If you cannot “know thyself” then you cannot know anything at all. You cannot know, for example that your senses are giving you a true impression of the world.

Another philosopher, René Descartes, argued that for all we know the world might be an illusion crafted by an evil demon. This disturbing idea directly inspired one of the defining films of the postmodern period, The Matrix.

What is known?

What can it mean “to know” if this argument is accepted? A clue may be found in a famous paradox attributed to the philosopher Socrates: “I know that I know nothing.” Socrates is not to be understood as making a confession of ignorance. Indeed he was celebrated as one of the most learned men of his age.

There is an apocryphal story taught to me by my philosophy tutor that was inspired by a dialogue in Socrates’ “The Laches.” A general is said to have been giving a speech to the Athenian army when Socrates interrupted him. The general had just commanded his soldiers to be brave in battle. Socrates questioned what exactly he meant when he said “brave.” The general, being an old soldier, was in no doubt that he was a brave man. In spite of this, he found to his dismay that he could not articulate the meaning of the term. Every definition he proposed was picked apart by Socrates and revealed to be meaningless.

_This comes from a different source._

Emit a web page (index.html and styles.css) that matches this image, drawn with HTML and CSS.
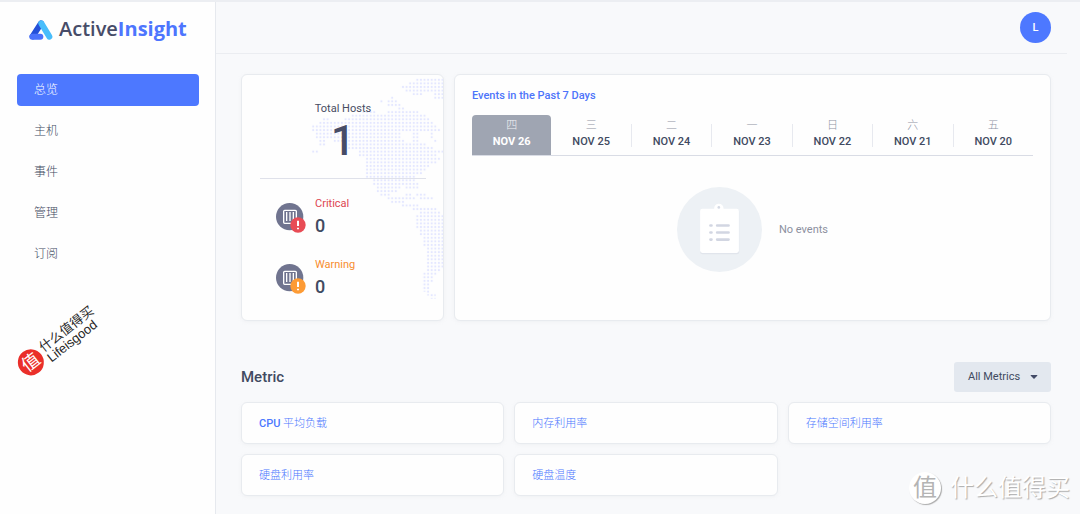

The general felt humiliated because he missed Socrates’ point entirely. The general knew that he was brave only in the sense that he had no reason to doubt that he was. It may be said on this basis that “to know” can be taken to mean “to have no reason to doubt.” A soldier may not know that they are brave but may know that they are not cowardly. This knowledge persists only until such time as fear compels the soldier to abandon his post. If knowledge is not absolute, then the instruction “to know” becomes decidedly more abstract. All knowledge is subjective and should be taken as such. If you know that you know nothing then you may treat your thoughts, feelings and sense data as information. These are fluid things which persist only in the moment.

How do we know?

Of what relevance is this to occultism? In his famous definition, Crowley refers to magick as being a science. By this Crowley meant that it is repeatable, but if we take his definition a step further, we must recognise that any science begins from a position of reasonable doubt. Occultism should never be a blind faith. The devoutly religious do not need to know that their god exists because they have faith. In contrast, even the most fundamental occult ideas are to be questioned. If you find you have no reasonable doubts in an idea, then you may consider yourself to know it. It remains for the individual to decide what level of doubt is considered reasonable.

Consider, as an example, tarot reading: to know that tarot is an effective tool for divination is, in keeping with what has been said, to lack sufficient reason to doubt it. Generations of occultists have utilised these cards for that very purpose amongst others. From a position of reasonable doubt, this heritage is, for most, sufficient to say that they know it is effective. If personal experience does not agree, and you find tarot ineffective, then you have found good reason to doubt what you know. Do not struggle in vain as the devout would be inclined to do. Like Socrates, you have the advantage of knowing that you know nothing. An occultist must work through their doubts.

If you doubt what others know to be the meaning of a particular card, assign to it a variant meaning which you know to be correct. In his Thoth Tarot, Crowley does away with Judgement entirely. Instead he uses a card of similar yet distinct meaning called the Aeon as the 20th major arcana. Evidently Crowley found great reason to doubt the known meaning of judgement. Do not be afraid to follow in the spirit of his example: reinterpret the cards to suit your own purposes. This is not to say that anything goes, because magick is, as has been said, a science, and, as such, ought to be approached systematically. Crowley put many hours into research and experimentation before producing the Thoth Tarot, which was illustrated by Lady Frieda Harris.

Remember to embrace your doubts and, knowing that you know nothing, never let yourself be beholden to convention. To take the words “to know” as an instruction to doubt will seem at first to be a paradox. The practice of magick is laden with such paradoxes and is all the better for them.